TASK DIRECTIONS:
Leave out the pictures, and retype only the lines from the beginning of the material through the line that contains "min-h-screen bg-white font-['Liberation_Sans',Arial,sans-serif]", including both.

SUPPLIED INFORMATION:

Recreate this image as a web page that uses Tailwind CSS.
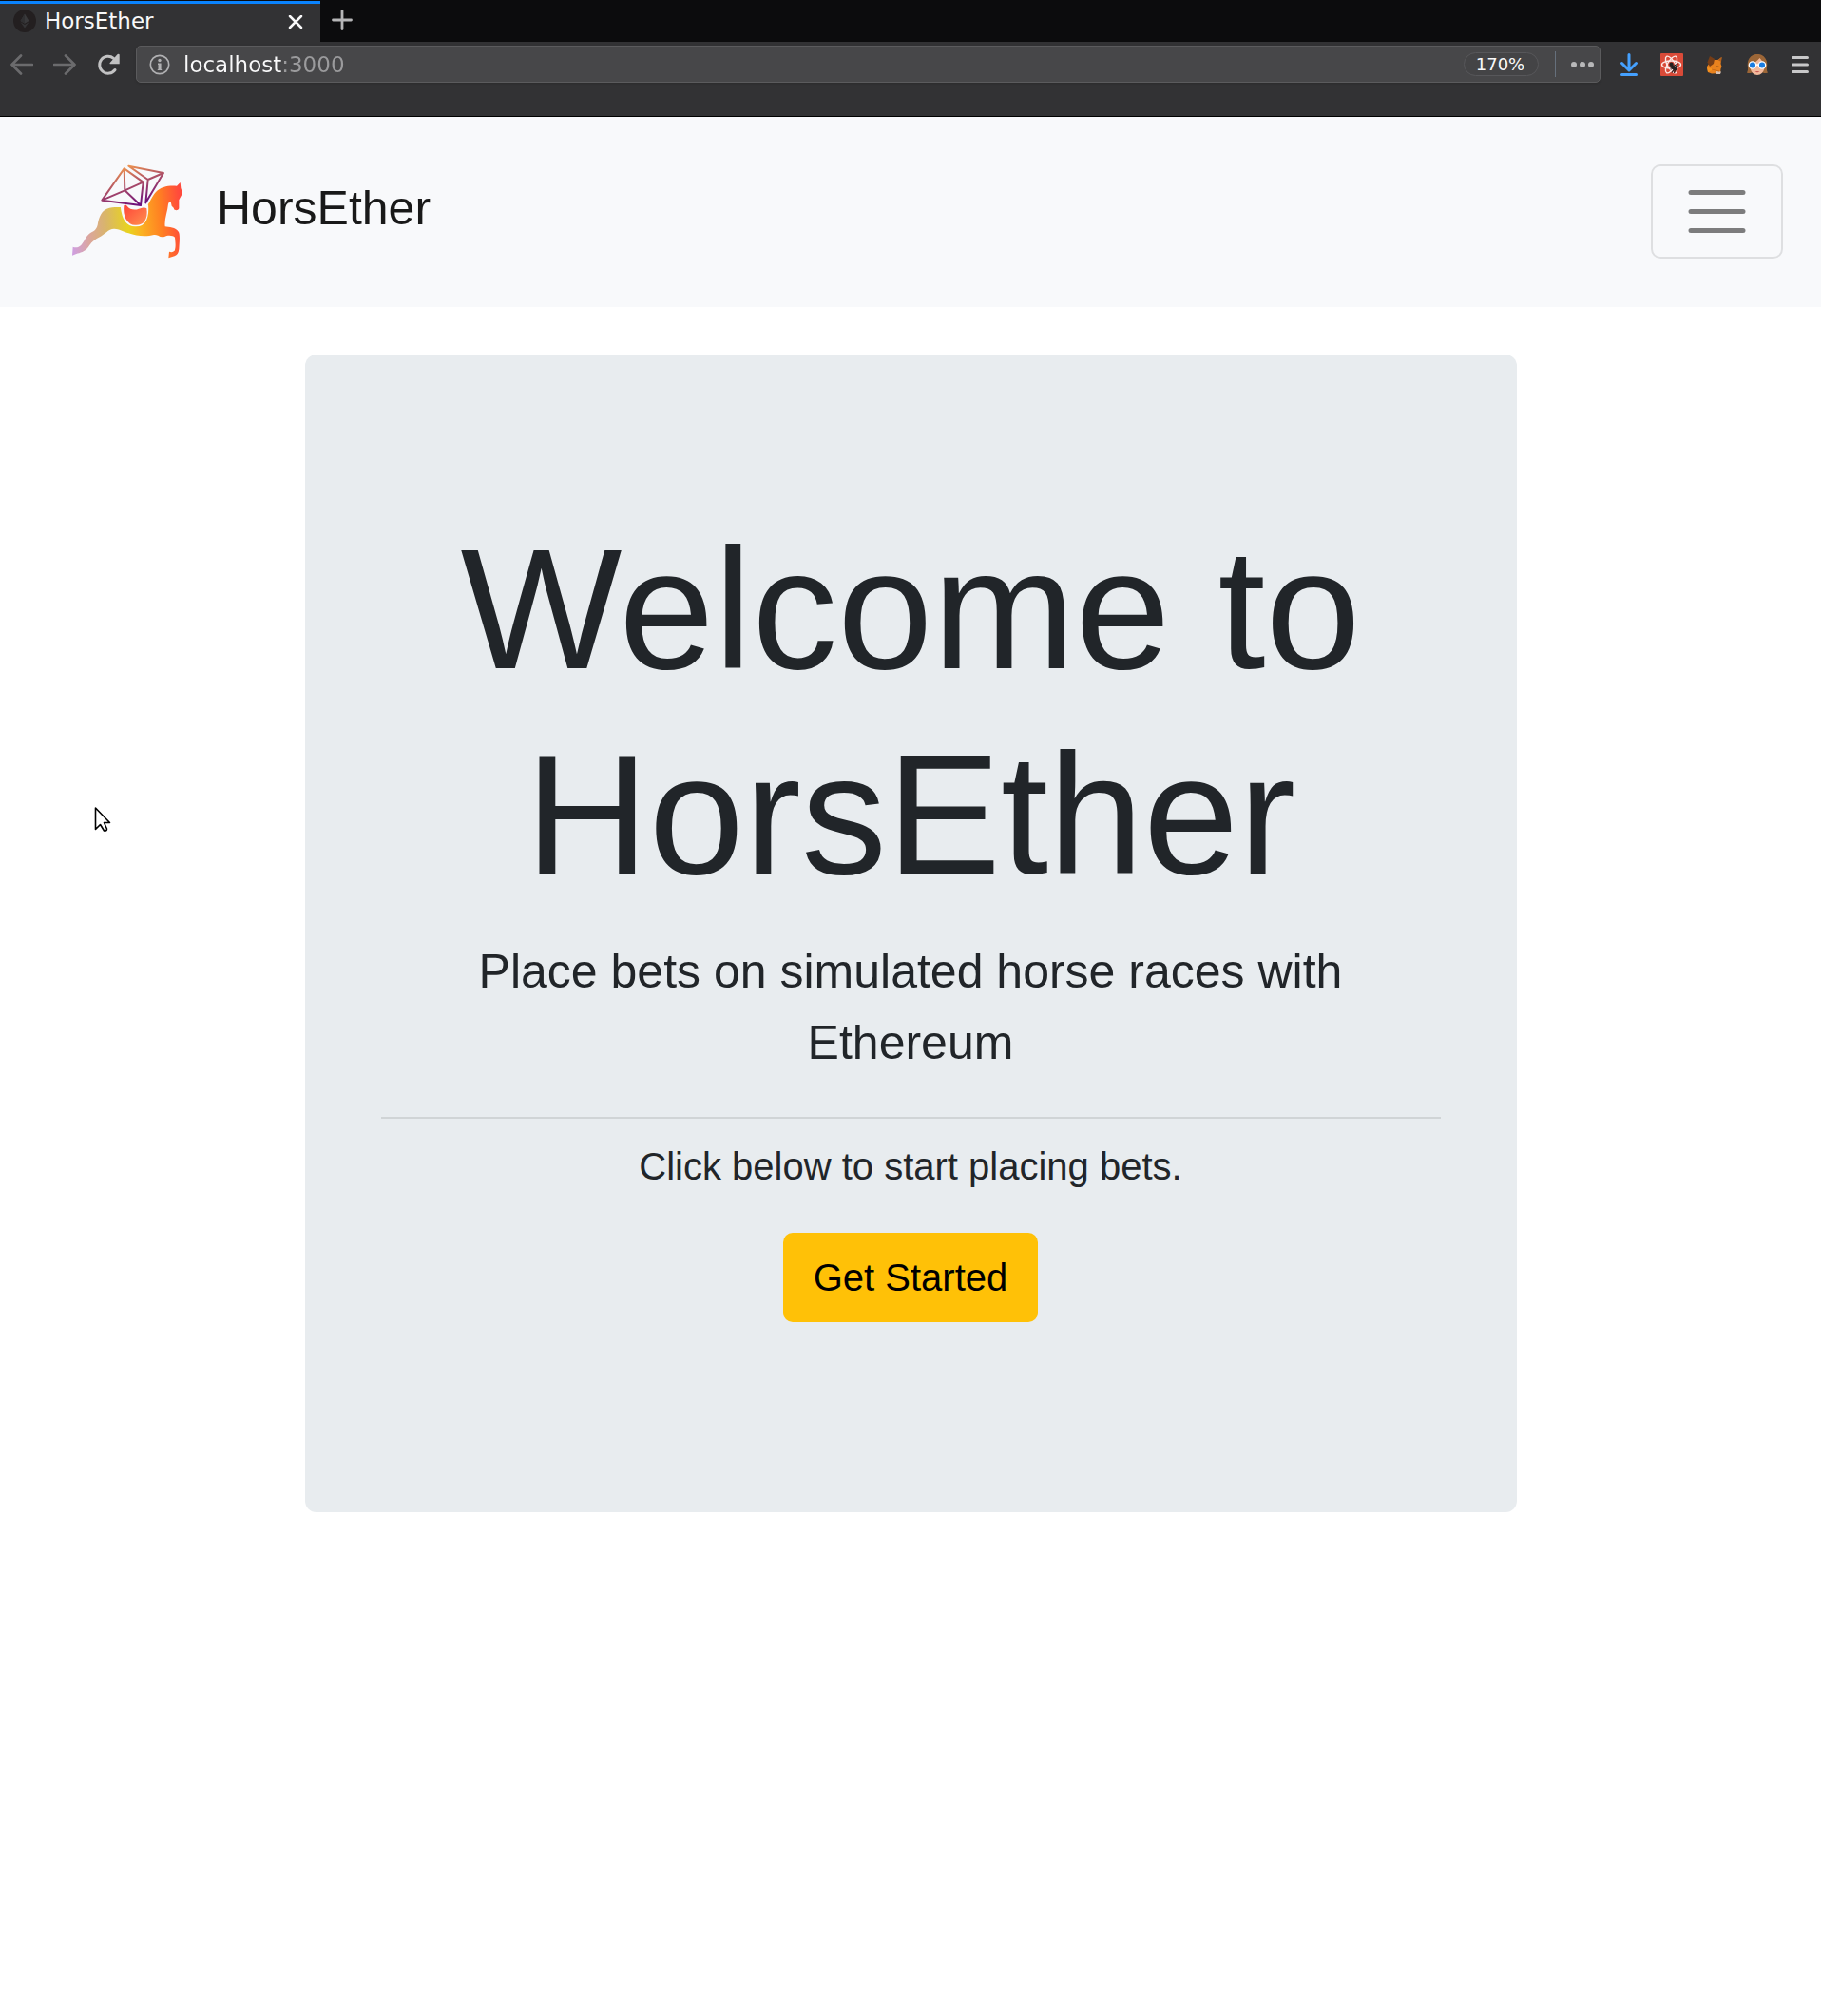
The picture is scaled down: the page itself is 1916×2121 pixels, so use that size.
<!DOCTYPE html>
<html lang="en">
<head>
<meta charset="utf-8">
<meta name="viewport" content="width=device-width, initial-scale=1">
<title>HorsEther</title>
<script src="https://cdn.jsdelivr.net/npm/@tailwindcss/browser@4"></script>
</head>
<body class="relative min-h-screen bg-white font-['Liberation_Sans',Arial,sans-serif] text-[#212529]">

<!-- Browser window chrome -->
<div class="border-b border-black bg-[#323234] font-['DejaVu_Sans',sans-serif] text-[#f9f9fa]">
  <div class="flex h-11 bg-[#0c0c0d] pt-px">
    <div class="flex w-[337px] items-center border-t-3 border-[#0a84ff] bg-[#323234] pr-[18px] pb-1 pl-[14px]">
      <svg class="size-6 shrink-0" viewBox="0 0 24 24" aria-hidden="true">
        <circle cx="12" cy="12" r="12" fill="#231f20"/>
        <path d="M12 4.500l4.500 7.500-4.500 2.700-4.500-2.700z" fill="#39393b"/>
        <path d="M7.500 13.200l4.500 2.700 4.500-2.700-4.500 6.300z" fill="#343436"/>
        <path d="M12 4.500v10.200l-4.500-2.700z" fill="#303032"/>
      </svg>
      <span class="ml-[9px] flex-1 text-[23px] leading-8">HorsEther</span>
      <button type="button" aria-label="Close tab" class="mt-1">
        <svg class="size-4" viewBox="0 0 16 16" fill="none" stroke="#f9f9fa" stroke-width="2.500" stroke-linecap="round" aria-hidden="true"><path d="M2 1l12 12M14 1L2 13"/></svg>
      </button>
    </div>
    <button type="button" aria-label="New tab" class="ml-3 pb-1">
      <svg class="size-[22px]" viewBox="0 0 22 22" fill="none" stroke="#b6b6b7" stroke-width="2.800" stroke-linecap="round" aria-hidden="true"><path d="M11 1.500v19M1.500 11h19"/></svg>
    </button>
  </div>
  <div class="flex items-center pt-1 pr-[10px] pb-[35px] pl-[11px]">
    <div class="mr-[18px] flex gap-[21px]">
      <button type="button" aria-label="Back"><svg class="size-6" viewBox="0 0 24 24" fill="none" stroke="#6b6b6d" stroke-width="2.700" stroke-linecap="round" stroke-linejoin="round" aria-hidden="true"><path d="M23 12H1.500M11 2.500L1.500 12l9.500 9.500"/></svg></button>
      <button type="button" aria-label="Forward"><svg class="size-6" viewBox="0 0 24 24" fill="none" stroke="#6b6b6d" stroke-width="2.700" stroke-linecap="round" stroke-linejoin="round" aria-hidden="true"><path d="M1 12h21.500M13 2.500l9.500 9.500-9.500 9.500"/></svg></button>
      <button type="button" aria-label="Reload"><svg class="size-6 overflow-visible" viewBox="-1 0 24 24" aria-hidden="true"><path d="M19 17.500A9 9 0 1 1 17.500 5.300" fill="none" stroke="#c2c2c3" stroke-width="3" stroke-linecap="round"/><path d="M23.700 1.400v9.800h-9.800q-.9-.5-.2-1.200l8-8.900q1.400-.9 2 .3z" fill="#c2c2c3"/></svg></button>
    </div>
    <div class="mr-[18px] flex h-[39px] min-w-0 flex-1 items-center rounded-[5px] border border-[#5b5b5d] bg-[#474749] pl-[13px] shadow-sm">
      <svg class="size-[22px] shrink-0" viewBox="0 0 22 22" aria-hidden="true"><circle cx="11" cy="11" r="9.700" fill="none" stroke="#b1b1b3" stroke-width="1.700"/><circle cx="11" cy="6.500" r="1.700" fill="#b1b1b3"/><path d="M9 9.500h3.600v6.500H13.200v1H8.800V16h.7v-5H9z" fill="#b1b1b3"/></svg>
      <input type="text" aria-label="Address" value="localhost:3000" class="ml-[14px] h-9 min-w-0 flex-1 bg-[linear-gradient(90deg,#f9f9fa_104px,#9b9b9d_104px)] bg-clip-text text-[23px] text-transparent outline-none">
      <button type="button" class="h-[25px] w-[79px] rounded-full border border-[#57575a] bg-[#444446] pr-0.5 text-lg leading-[23px]">170%</button>
      <span class="mr-4 ml-[17px] h-[27px] w-px bg-[#66707c]"></span>
      <button type="button" aria-label="Page actions" class="mr-[6px]"><svg class="h-2 w-6" viewBox="0 0 24 8" fill="#b8b8b9" aria-hidden="true"><circle cx="3" cy="4" r="3"/><circle cx="12" cy="4" r="3"/><circle cx="21" cy="4" r="3"/></svg></button>
    </div>
    <div class="flex gap-[21px]">
      <button type="button" aria-label="Downloads"><svg class="size-6" viewBox="0 0 24 24" fill="none" stroke="#45a1ff" stroke-width="3" stroke-linecap="round" stroke-linejoin="round" aria-hidden="true"><path d="M12 1.500v16M4.500 10.500l7.500 7.500 7.500-7.500M4.500 22.500h15"/></svg></button>
      <button type="button" aria-label="React Developer Tools"><svg class="size-6" viewBox="0 0 24 24" fill="none" aria-hidden="true">
        <rect width="24" height="24" rx="1" fill="#d94a38"/>
        <g stroke="#fbe9e7" stroke-width="1.400"><ellipse cx="11.500" cy="12" rx="10" ry="4"/><ellipse cx="11.500" cy="12" rx="10" ry="4" transform="rotate(60 11.500 12)"/><ellipse cx="11.500" cy="12" rx="10" ry="4" transform="rotate(120 11.500 12)"/></g>
        <g stroke="#231f20" stroke-width="1.200"><path d="M10.500 17l9-3M12 20.500l4-6M14.500 21l2-8M10 14.500l6 3M14.500 13l4-2"/></g>
        <circle cx="11.500" cy="11.700" r="2.200" fill="#231f20"/><ellipse cx="14.500" cy="15.500" rx="2" ry="3.500" transform="rotate(-42 14.500 15.500)" fill="#231f20"/>
      </svg></button>
      <button type="button" aria-label="MetaMask"><svg class="size-6" viewBox="0 0 24 24" aria-hidden="true">
        <path d="M19.500 4l-4 3H9L4 14l1 6 4 1.500 9-.5.500-4.500 1-2.500-1-3z" fill="#e8821e"/>
        <path d="M7 3l5 3-1 5-4 3-2.500-4.500z" fill="#763d16"/><path d="M19.500 4l-4 3 3.500 2z" fill="#b45f1c"/><path d="M4 15l7.500 2-6.500 3z" fill="#f6931f"/><path d="M14 13.500l3 .5-1.500 1z" fill="#4a2b18"/><path d="M13 19l6 .5-1 2.500h-5z" fill="#d7c1b3"/><path d="M9 17l8 2" stroke="#c86a18"/>
      </svg></button>
      <button type="button" aria-label="Privacy extension"><svg class="size-6" viewBox="0 0 24 24" aria-hidden="true">
        <path d="M1 20.500C3.500 17 .5 12 2.500 7.500 4.500 2.500 8 1 12 1s7.500 1.500 9.500 6.500c2 4.500-1 9.500 1.500 13q-3 1-5 0H6q-3 1-5 0z" fill="#9c6637"/>
        <path d="M4.500 12q6-2 10-7 2.500 3.500 5 5.500v5.500q-2 7-7.500 7t-7.500-7z" fill="#f2b99b"/>
        <g fill="#1a7ce0" stroke="#fff" stroke-width="1.300"><circle cx="7" cy="12.500" r="3.700"/><circle cx="17" cy="12.500" r="3.700"/></g><path d="M10.500 12.500q1.500-1.200 3 0" fill="none" stroke="#fff" stroke-width="1.500"/>
        <path d="M9.500 19.500q2.500-1.200 5 0-2.500 1.500-5 0z" fill="#c5504c"/>
      </svg></button>
      <button type="button" aria-label="Open menu"><svg class="size-6" viewBox="0 0 24 24" fill="none" stroke="#c8c8c9" stroke-width="3" stroke-linecap="round" aria-hidden="true"><path d="M4.500 4.500h15M4.500 12h15M4.500 19.500h15"/></svg></button>
    </div>
  </div>
</div>

<!-- Site navigation -->
<nav class="flex h-[200px] items-center justify-between bg-[#f8f9fb] pr-10 pb-0.5 pl-[76px]">
  <a href="#" class="flex items-center gap-9 text-[50px] leading-[75px] text-black/90">
    <svg class="h-[99px] w-[116px]" viewBox="48 39 348 297" fill="none" aria-hidden="true">
      <defs>
        <linearGradient id="coat" gradientUnits="userSpaceOnUse" x1="48" y1="290" x2="395" y2="260">
          <stop offset="0" stop-color="#cf9fe0"/><stop offset=".16" stop-color="#dba69c"/><stop offset=".32" stop-color="#d9b56a"/><stop offset=".52" stop-color="#e8d31f"/><stop offset=".64" stop-color="#fbb022"/><stop offset=".82" stop-color="#ff8022"/><stop offset="1" stop-color="#ff4a3c"/>
        </linearGradient>
        <linearGradient id="saddle" x1="0" y1="0" x2="1" y2="1"><stop stop-color="#ff4338"/><stop offset="1" stop-color="#ff9250"/></linearGradient>
        <linearGradient id="gem" gradientUnits="userSpaceOnUse" x1="210" y1="45" x2="250" y2="170"><stop stop-color="#f0964f"/><stop offset=".5" stop-color="#a84a68"/><stop offset="1" stop-color="#6b0f7d"/></linearGradient>
      </defs>
      <path fill="url(#coat)" d="M48 326L50 299Q59 303 68 299C82 294 87 271 99 260C111 249 123 250 128 230C133 201 142 186 157 179C172 173 187 174 204 174L280 174C294 160 299 139 312 126C329 109 351 105 378 107L389 96L391 114Q396 125 393 136L385 151L385 178Q383 184 376 184Q368 183 368 176L362 170L359 157Q354 154 351 164C349 188 338 212 341 235C353 237 374 237 384 252C389 263 386 287 385 306Q383 324 371 328L352 334L354 314Q364 318 371 311C376 299 373 281 372 269C366 262 349 261 339 267Q328 270 319 263Q311 260 306 261C283 267 253 266 226 256C209 251 193 241 180 242C161 243 152 259 132 269C119 276 111 281 99 299C88 315 72 317 61 321z"/>
      <path fill="#f8f9fb" d="M200 170L288 166Q291 197 282 215Q272 235 249 235Q227 236 215 219Q204 204 200 170z"/>
      <path fill="url(#saddle)" d="M211 169Q216 164 221 170C230 182 245 184 258 179C272 175 278 174 283 178Q287 203 276 219Q265 232 246 230Q229 230 218 212Q208 195 211 169z"/>
      <g stroke="url(#gem)" stroke-width="6" stroke-linejoin="round"><path d="M212 52L142 152L264 168L272 95zL214 121L142 152M272 95L214 121L264 168"/><path d="M226 44L336 66L280 160L287 87zM336 66L287 87"/></g>
    </svg>
    <span class="pb-1.5">HorsEther</span>
  </a>
  <button type="button" aria-label="Toggle navigation" class="rounded-[10px] border-2 border-black/10 px-[30px] py-[10px]">
    <svg class="size-[75px]" viewBox="0 0 30 30" fill="none" stroke="#000" stroke-opacity=".5" stroke-width="2" stroke-linecap="round" stroke-miterlimit="10" aria-hidden="true"><path d="M4 7h22M4 15h22M4 23h22"/></svg>
  </button>
</nav>

<!-- Welcome panel -->
<main class="mx-auto mt-[50px] w-full max-w-[1275px] rounded-xl bg-[#e8ecef] px-20 py-40 text-center">
  <h1 class="mb-5 text-[180px] leading-[216px]">Welcome to HorsEther</h1>
  <p class="mb-10 text-[50px] leading-[75px]">Place bets on simulated horse races with Ethereum</p>
  <hr class="mb-5 border-t-2 border-black/10">
  <p class="mb-10 text-[40px] leading-[60px]">Click below to start placing bets.</p>
  <button type="button" class="mx-auto mb-10 block rounded-[10px] bg-[#ffc107] px-8 py-[17px] text-[40px] leading-[60px] text-black">Get Started</button>
</main>

<!-- Mouse pointer -->
<svg class="pointer-events-none absolute top-[848px] left-[99px] h-[28px] w-[18px]" viewBox="0 0 18 28" aria-hidden="true"><path d="M1.500 2v22.500l5-5 4 6.500q3 .5 3-2l-3-6.500h6z" fill="#fff" stroke="#000" stroke-width="1.600" stroke-linejoin="round"/></svg>
</body>
</html>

RESPONSE BELOW:
Recreate this image as a web page that uses Tailwind CSS.
The picture is scaled down: the page itself is 1916×2121 pixels, so use that size.
<!DOCTYPE html>
<html lang="en">
<head>
<meta charset="utf-8">
<meta name="viewport" content="width=device-width, initial-scale=1">
<title>HorsEther</title>
<script src="https://cdn.jsdelivr.net/npm/@tailwindcss/browser@4"></script>
</head>
<body class="relative min-h-screen bg-white font-['Liberation_Sans',Arial,sans-serif] text-[#212529]">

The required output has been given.